• _Task to complete_
Reproduce every line of the listing as written, apart from the pictures.

• _Collected material_
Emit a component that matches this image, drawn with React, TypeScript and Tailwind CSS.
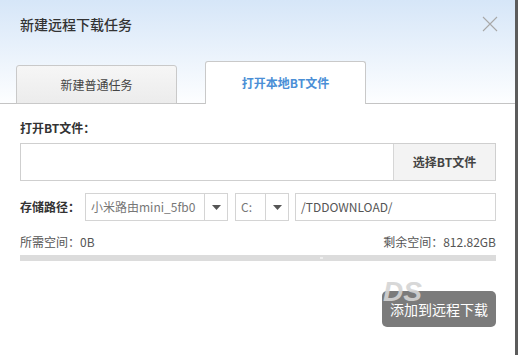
import React from "react";

const font = { fontFamily: '"Noto Sans CJK SC", "Noto Sans", sans-serif' };

function Caret() {
  return (
    <svg width="9" height="5" viewBox="0 0 9 5">
      <path d="M0 0 L9 0 L4.5 5 Z" fill="#555" />
    </svg>
  );
}

export default function App() {
  return (
    <div className="w-[518px] h-[355px] flex bg-white overflow-hidden" style={font}>
      <div className="w-[515px] h-full flex flex-col bg-white">
        {/* header */}
        <div className="h-[104px] flex flex-col bg-gradient-to-b from-[#d6e6f8] to-[#fdfeff] border-b border-[#c4c4c4]">
          <div className="h-[48px] flex items-center justify-between pl-5 pr-[17px]">
            <span className="text-[14px] leading-5 text-[#333] font-medium">新建远程下载任务</span>
            <svg width="16" height="16" viewBox="0 0 16 16">
              <path d="M1 1 L15 15 M15 1 L1 15" stroke="#a8a8a8" strokeWidth="1.1" />
            </svg>
          </div>
          <div className="flex-1 flex items-end pl-4 gap-[28px]">
            <div className="w-[161px] h-[39px] -mb-px rounded-t-[3px] border border-[#c9c9c9] bg-gradient-to-b from-[#f6f6f6] to-[#ececec] flex items-center justify-center text-[12px] text-[#444]">
              新建普通任务
            </div>
            <div className="w-[161px] h-[43px] -mb-px rounded-t-[3px] border border-b-0 border-[#c9c9c9] bg-white flex items-center justify-center text-[12px] font-bold text-[#4b8fd6]">
              打开本地BT文件
            </div>
          </div>
        </div>

        {/* body */}
        <div className="ml-5 w-[476px] flex flex-col">
          <div className="mt-[16px] h-[16px] leading-4 text-[12px] font-bold text-[#333]">打开BT文件：</div>
          <div className="mt-[7px] h-[38px] flex border border-[#cfcfcf]">
            <div className="flex-1 bg-white"></div>
            <div className="w-[102px] border-l border-[#d6d6d6] bg-[#f3f3f3] flex items-center justify-center text-[12px] font-bold text-[#444]">
              选择BT文件
            </div>
          </div>

          <div className="mt-[12px] h-[28px] flex items-center">
            <span className="w-[65px] text-[12px] font-bold text-[#333]">存储路径：</span>
            <div className="w-[143px] h-full flex border border-[#d4d4d4]">
              <div className="flex-1 flex items-center pl-[5px] text-[12px] text-[#777]">小米路由mini_5fb0</div>
              <div className="w-[23px] border-l border-[#d4d4d4] flex items-center justify-center">
                <Caret />
              </div>
            </div>
            <div className="ml-[7px] w-[54px] h-full flex border border-[#d4d4d4]">
              <div className="flex-1 flex items-center pl-[5px] text-[12px] text-[#777]">C:</div>
              <div className="w-[23px] border-l border-[#d4d4d4] flex items-center justify-center">
                <Caret />
              </div>
            </div>
            <div className="ml-[6px] flex-1 h-full flex items-center pl-[5px] border border-[#d4d4d4] text-[12px] text-[#555]">
              /TDDOWNLOAD/
            </div>
          </div>

          <div className="mt-[13px] h-[16px] flex justify-between items-center text-[12px] text-[#555] leading-4">
            <span>所需空间：0B</span>
            <span>剩余空间：812.82GB</span>
          </div>
          <div className="mt-[5px] h-[6px] bg-[#dcdcdc] relative">
            <div className="absolute left-[300px] top-[2px] w-[3px] h-[2px] bg-[#eeeeee]"></div>
          </div>

          <div className="mt-[30px] flex justify-end">
            <div className="relative w-[114px] h-[36px] rounded-[5px] bg-[#7b7b7b] flex items-center justify-center text-[14px] text-white overflow-visible">
              <span
                className="absolute left-[1px] top-[-13px] text-[28px] font-bold italic leading-none text-[#d4d4d4] opacity-90"
                style={{ fontFamily: '"Liberation Sans", sans-serif' }}
              >
                DS
              </span>
              <span className="relative">添加到远程下载</span>
            </div>
          </div>
        </div>
      </div>
      <div className="w-[3px] h-full bg-[#5c5c5c]"></div>
    </div>
  );
}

• _Reply to the exercise_
Emit a component that matches this image, drawn with React, TypeScript and Tailwind CSS.
import React from "react";

const font = { fontFamily: '"Noto Sans CJK SC", "Noto Sans", sans-serif' };

function Caret() {
  return (
    <svg width="9" height="5" viewBox="0 0 9 5">
      <path d="M0 0 L9 0 L4.5 5 Z" fill="#555" />
    </svg>
  );
}

export default function App() {
  return (
    <div className="w-[518px] h-[355px] flex bg-white overflow-hidden" style={font}>
      <div className="w-[515px] h-full flex flex-col bg-white">
        {/* header */}
        <div className="h-[104px] flex flex-col bg-gradient-to-b from-[#d6e6f8] to-[#fdfeff] border-b border-[#c4c4c4]">
          <div className="h-[48px] flex items-center justify-between pl-5 pr-[17px]">
            <span className="text-[14px] leading-5 text-[#333] font-medium">新建远程下载任务</span>
            <svg width="16" height="16" viewBox="0 0 16 16">
              <path d="M1 1 L15 15 M15 1 L1 15" stroke="#a8a8a8" strokeWidth="1.1" />
            </svg>
          </div>
          <div className="flex-1 flex items-end pl-4 gap-[28px]">
            <div className="w-[161px] h-[39px] -mb-px rounded-t-[3px] border border-[#c9c9c9] bg-gradient-to-b from-[#f6f6f6] to-[#ececec] flex items-center justify-center text-[12px] text-[#444]">
              新建普通任务
            </div>
            <div className="w-[161px] h-[43px] -mb-px rounded-t-[3px] border border-b-0 border-[#c9c9c9] bg-white flex items-center justify-center text-[12px] font-bold text-[#4b8fd6]">
              打开本地BT文件
            </div>
          </div>
        </div>

        {/* body */}
        <div className="ml-5 w-[476px] flex flex-col">
          <div className="mt-[16px] h-[16px] leading-4 text-[12px] font-bold text-[#333]">打开BT文件：</div>
          <div className="mt-[7px] h-[38px] flex border border-[#cfcfcf]">
            <div className="flex-1 bg-white"></div>
            <div className="w-[102px] border-l border-[#d6d6d6] bg-[#f3f3f3] flex items-center justify-center text-[12px] font-bold text-[#444]">
              选择BT文件
            </div>
          </div>

          <div className="mt-[12px] h-[28px] flex items-center">
            <span className="w-[65px] text-[12px] font-bold text-[#333]">存储路径：</span>
            <div className="w-[143px] h-full flex border border-[#d4d4d4]">
              <div className="flex-1 flex items-center pl-[5px] text-[12px] text-[#777]">小米路由mini_5fb0</div>
              <div className="w-[23px] border-l border-[#d4d4d4] flex items-center justify-center">
                <Caret />
              </div>
            </div>
            <div className="ml-[7px] w-[54px] h-full flex border border-[#d4d4d4]">
              <div className="flex-1 flex items-center pl-[5px] text-[12px] text-[#777]">C:</div>
              <div className="w-[23px] border-l border-[#d4d4d4] flex items-center justify-center">
                <Caret />
              </div>
            </div>
            <div className="ml-[6px] flex-1 h-full flex items-center pl-[5px] border border-[#d4d4d4] text-[12px] text-[#555]">
              /TDDOWNLOAD/
            </div>
          </div>

          <div className="mt-[13px] h-[16px] flex justify-between items-center text-[12px] text-[#555] leading-4">
            <span>所需空间：0B</span>
            <span>剩余空间：812.82GB</span>
          </div>
          <div className="mt-[5px] h-[6px] bg-[#dcdcdc] relative">
            <div className="absolute left-[300px] top-[2px] w-[3px] h-[2px] bg-[#eeeeee]"></div>
          </div>

          <div className="mt-[30px] flex justify-end">
            <div className="relative w-[114px] h-[36px] rounded-[5px] bg-[#7b7b7b] flex items-center justify-center text-[14px] text-white overflow-visible">
              <span
                className="absolute left-[1px] top-[-13px] text-[28px] font-bold italic leading-none text-[#d4d4d4] opacity-90"
                style={{ fontFamily: '"Liberation Sans", sans-serif' }}
              >
                DS
              </span>
              <span className="relative">添加到远程下载</span>
            </div>
          </div>
        </div>
      </div>
      <div className="w-[3px] h-full bg-[#5c5c5c]"></div>
    </div>
  );
}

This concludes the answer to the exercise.